Watching my children make life decisions can be exciting and it can be painful. Right now, my daughter is going through the awful realization that her marriage of four years is not viable. There is no life support that can revive it.
They are who they are. She had a dream and he wanted to come along so that was what they used as their foundation. It never happened. Life got in the way.
They are who they are. He is a nice guy, fun to be with. Energetic. Athletic. Wants to explore and experience. But has issues with the mundane issues that life requires. Can not stick to a plan. Can not do what he says he will do.
They are who they are. She is a planner. She sets her eyes on a goal and plans out the steps that will get her there. She makes lists and succeeds. She makes friends easily and holds them dear, but will not tolerate someone who hurts her.
They are who they are. They are trying to get through this next phase as “friendly” as possible. No kids. No property except what each of them purchased out of their own funds for their travels. So the process is as simple as the law permits.
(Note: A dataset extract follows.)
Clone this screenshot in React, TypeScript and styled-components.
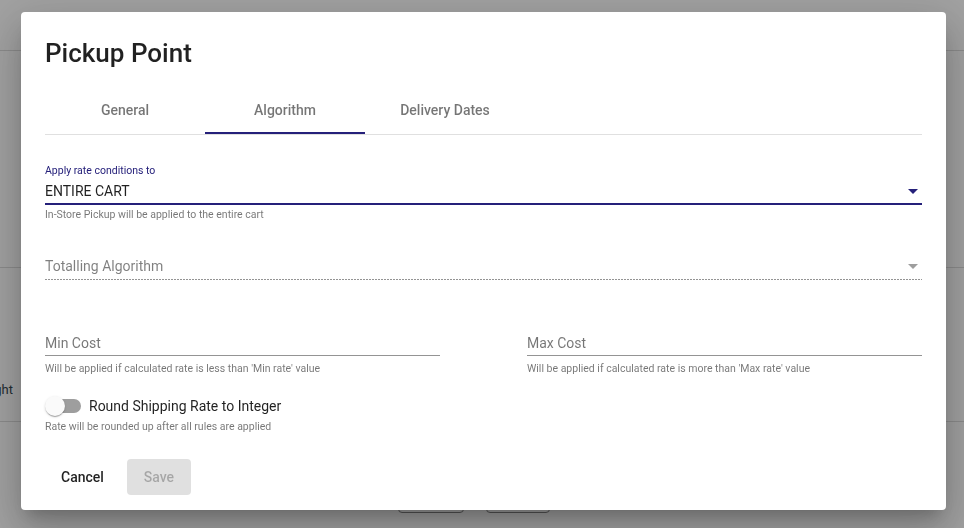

But there are missteps and pain along the way. Communication to explain how a misstep caused an additional problem. Excuses given. Tears flow.
All I can do is tell her she will wade through this and life will get easier. All I can do, if he reads this blog, is tell him the same.
Life’s mistakes are opportunities for personal growth. The only thing we can control in some situations is our attitude. Chose the high road. And parents-watch what you say. It is not your life. Let the adult child make the decisions.